Dubai, UAE - Demand for electric power in the MENA region is accelerating rapidly, and is set to continue to grow by seven per cent annually in the coming decade, according to a report published by the Economist Intelligence Unit (EIU).
The report, titled MENA’s electric power supplies to 2020, states that population growth, economic development and industrialisation, driven by rising oil prices, are significant factors propelling demand for electricity, with some countries diversifying fuel sources and investing in renewable energies, especially solar power, as part of their efforts to expand power supply.
The report, which was published ahead of Middle East Electricity, one of the world’s largest and longest running energy events, added that the Gulf Cooperation Council (GCC) interconnection grid, due for completion by the end of 2013, will enable power surpluses to be traded across the region.
Taking place from 11-13 February 2014 at the Dubai International Convention and Exhibition Centre, Middle East Electricity focuses on the power, lighting, renewable and nuclear sectors, featuring more than 1,200 exhibitors from 100 countries.

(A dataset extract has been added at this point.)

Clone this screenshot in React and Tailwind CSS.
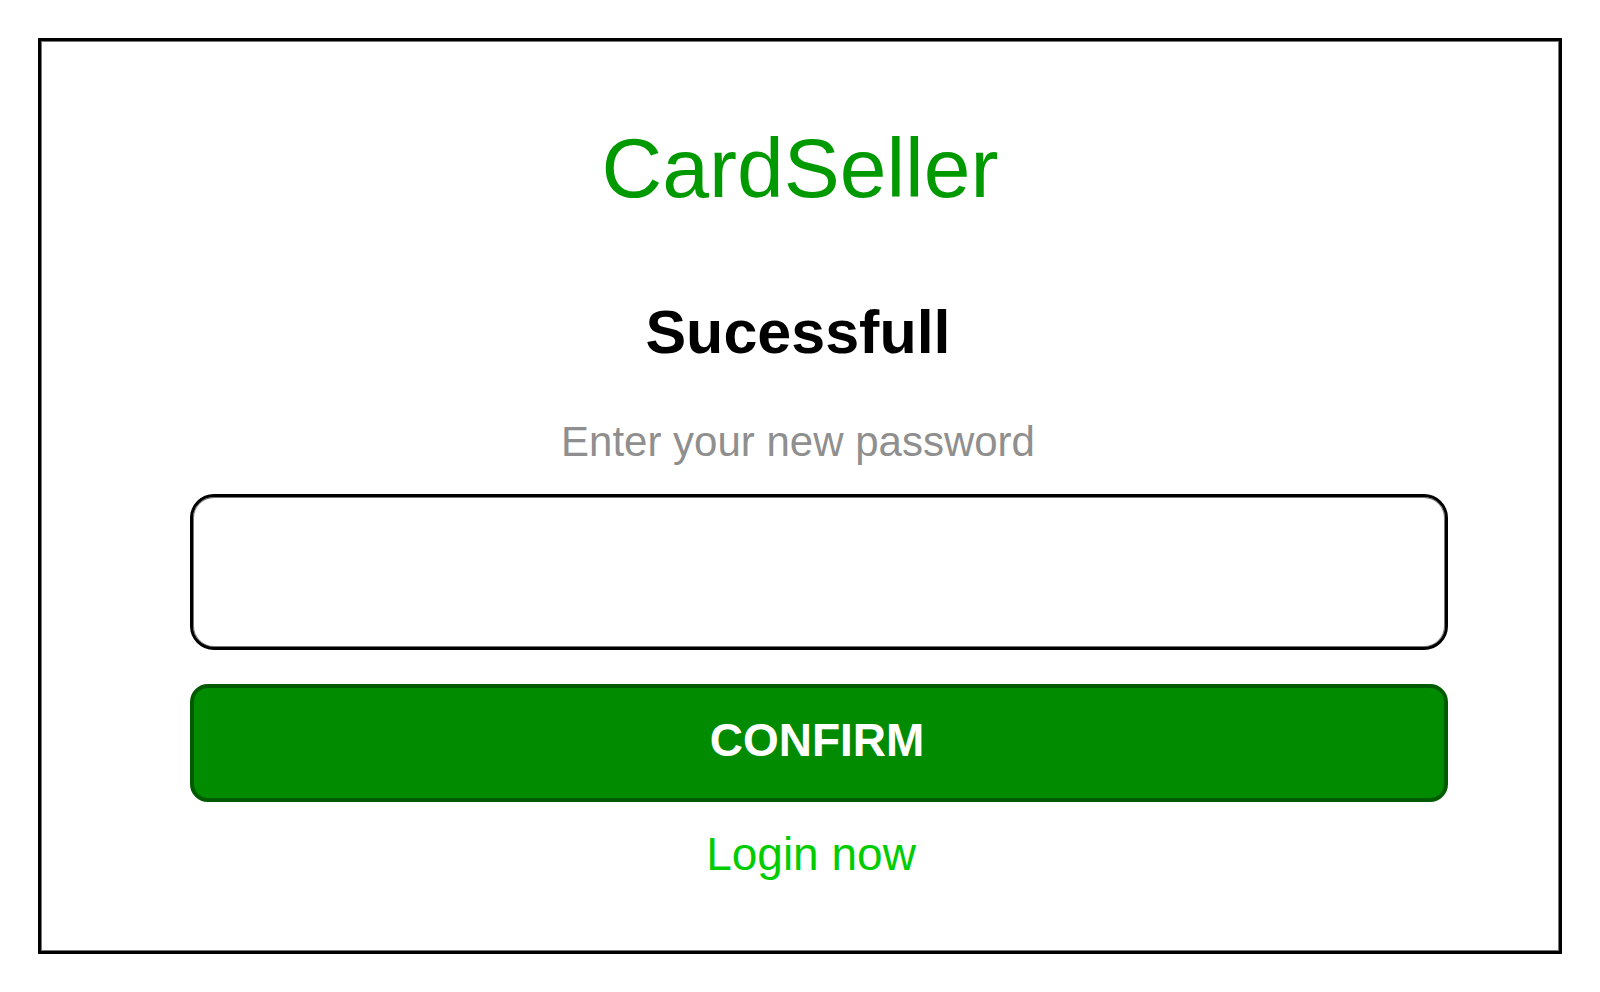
export default function App() {
  return (
    <main className="m-[38px] border-3 border-black bg-white pt-[79px] pb-[69px] text-center font-['Liberation_Sans',Arial,sans-serif] shadow-[inset_0_0_0_1px_#777777]">
      <h1 className="text-[84px] leading-[96px] text-[#009900]">CardSeller</h1>
      <h2 className="mt-20 pr-1 text-[61px] leading-[72px] font-bold text-black">Sucessfull</h2>
      <form className="mt-[50px]" onSubmit={(event) => event.preventDefault()}>
        <label
          htmlFor="new-password"
          className="block pr-1 text-[42px] leading-[48px] text-[#8f8f8f]"
        >
          Enter your new password
        </label>
        <div className="mt-7 flex flex-col gap-[34px] pr-[111px] pl-[149px]">
          <input
            id="new-password"
            type="password"
            autoComplete="new-password"
            className="h-[156px] w-full rounded-3xl border-3 border-black bg-white px-8 text-[42px] text-black shadow-[inset_0_0_0_1px_#777777] outline-none"
          />
          <button
            type="submit"
            className="w-full rounded-[18px] border-4 border-[#005a00] bg-[#008b00] pt-6 pr-1 pb-[30px] text-[46px] leading-[56px] font-bold text-white"
          >
            CONFIRM
          </button>
        </div>
      </form>
      <div className="mt-6 pl-[22px]">
        <a href="#login" className="text-[46px] leading-[56px] text-[#00cc00]">
          Login now
        </a>
      </div>
    </main>
  );
}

“One of the key drivers of the surging power demand in the MENA region is due to rapid population growth,” said Anita Mathews, Director of Informa Energy Group, organisers of Middle East Electricity.
“Others include increasing urbanisation and lifestyle improvements that come with growing economic prosperity, further enhanced by the resurgent construction boom that has now returned to the region.
“The growth of regional power demand is also reflected in the increasing popularity of Middle East Electricity; we are very close to selling all available exhibition space for the 2014 edition some three months before the show opens and next year will certainly be the largest edition yet.”
Held under the patronage of His Highness Sheikh Maktoum bin Mohammed bin Rashid Al Maktoum, Deputy Ruler of Dubai, Middle East Electricity is co-located with Solar Middle East, the region’s most comprehensive gathering of solar technology suppliers.
The combined events feature two dedicated one-day industry conferences: the Green Energy Middle East conference on 11 February, embracing cleaner power production and energy efficiency strategy to achieve a sustainable future for the Middle East.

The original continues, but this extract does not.